In a sense, broadband systems, whether fixed or mobile, whether fiber, coax, copper, or radio, are the most significant electronic transmission systems in our history. That is because they facilitated and now sustain convergence of a great many of the previously separate communications activities on which we rely—telephony, video, public safety, data, and so forth. Or to put it more broadly, they facilitated and now sustain the Internet as we have come to know it.

The absolute necessity that there be government oversight of broadband networks stems from two facts. The networks support essential—in fact, increasingly essential—services for our society (and for everyone in the world, for that matter). And, there are not and are not likely to be many such networks. As with many of the communications networks of the past, broadband networks involve very high fixed costs and very large minimum efficient scale. So, to say it a little more abruptly, broadband networks are essential and they are likely in their relative scarcity, especially at the local level, to enable exercises of market power.

The Open Internet principles first espoused by the Commission under Chairman Powell’s leadership and reiterated by the Commission under the leadership of both Chairman Martin and Chairman Genachowski, are not controversial in themselves. Many of the leading network operators, in fact, have pledged to abide by them even if they have been reticent to recognize the FCC’s authority to enforce them. But the principles are very significant in offering assurance that the Internet will remain open and free, something on which the welfare of our society has come to depend for a remarkably broad range of economic, social, cultural, political, and other activities.

Recognizing this reality, as well as that we are participating in a work in progress in which decisions made today will have effects in the decades ahead, the Net Neutrality debate has generated as much emotion as substantive significance. Those concerns stem from two sources.
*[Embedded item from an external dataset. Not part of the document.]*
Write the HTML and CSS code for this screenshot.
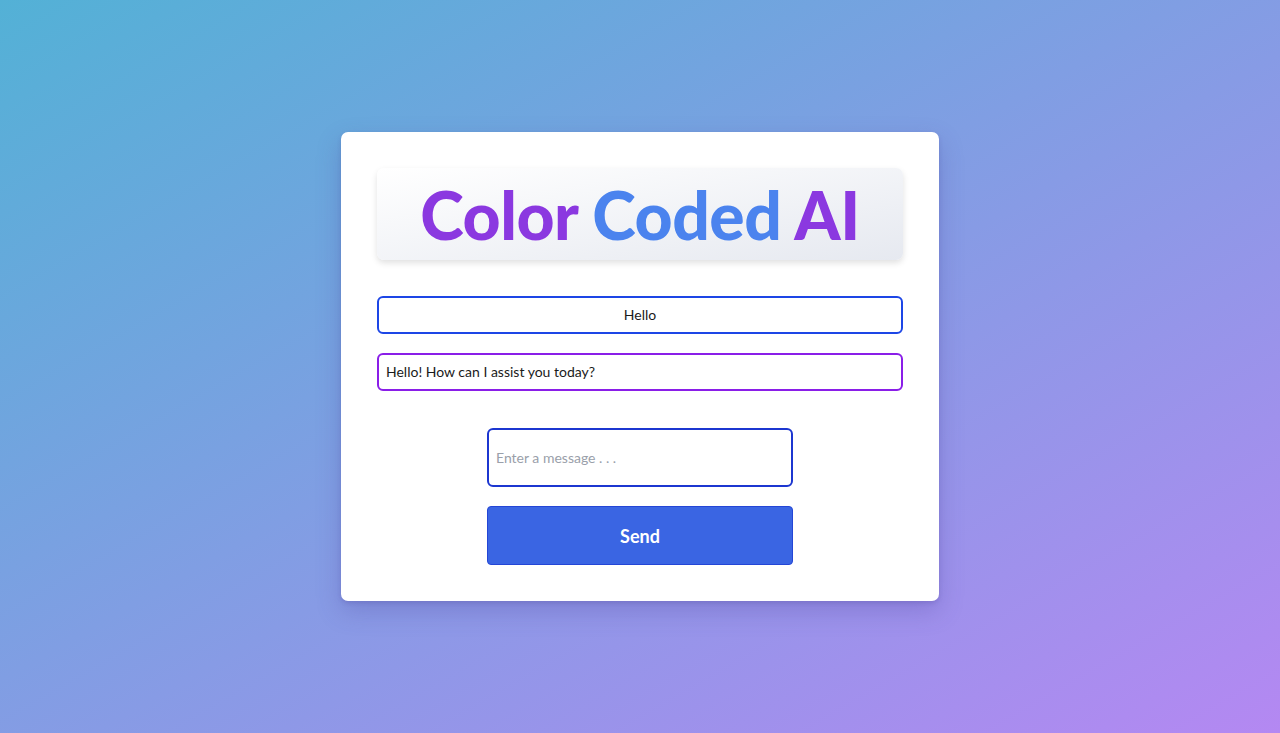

First, that network operators will take measures, mostly for economic reasons but perhaps also for ideological reasons, that will cut off or diminish the value of the Internet. Second, that the FCC will intrude on the activities of network operators in ways that will damage them economically with injury to them and to their ability to offer more and improved service to the public.

We need not now determine the likelihood of these outcomes. Even if it is a matter of low probability, it nevertheless is a matter of high consequence.

My intention is to employ any necessary means among the wide variety of them given to the FCC by the Congress to sustain our jurisdiction. That the jurisdiction exists is not debatable. What path we take to assure it will be a function of circumstance, but whether we secure it should not be a source of doubt.

How jurisdiction is exercised is an important matter. My strong preference is to do it in a common law fashion, taking account of and learning from the particular facts that have given rise to concern. The preference is based on a desire to avoid both Type I (false positives) and Type II (false negatives) errors. It is important not to prohibit or inhibit conduct that is efficiency producing and competition enhancing. It also is important not to permit conduct that reduces efficiency, competition, and utility, including the values that go beyond the material.

The principles provide sufficient guidance to set expectations for both producers and consumers. If something appears to go wrong in a material, not a trivial, way, the FCC will be available to use the totality of its authority for adjudication and enforcement. It will look to the Open Internet Order principles and it will examine the facts in light of the principles.

As I said in a recent speech in Silicon Valley,

I am not advocating intervention unless there is an unmistakable warrant for it. I am not interested in protecting competitors from competition, nor am I interested in presiding over a festival of rent seeking. But I am committed to maintaining our networks as conduits for commerce large and small, as factors of production for innovative services and products, and for channels of all of the forms of speech protected by the First Amendment.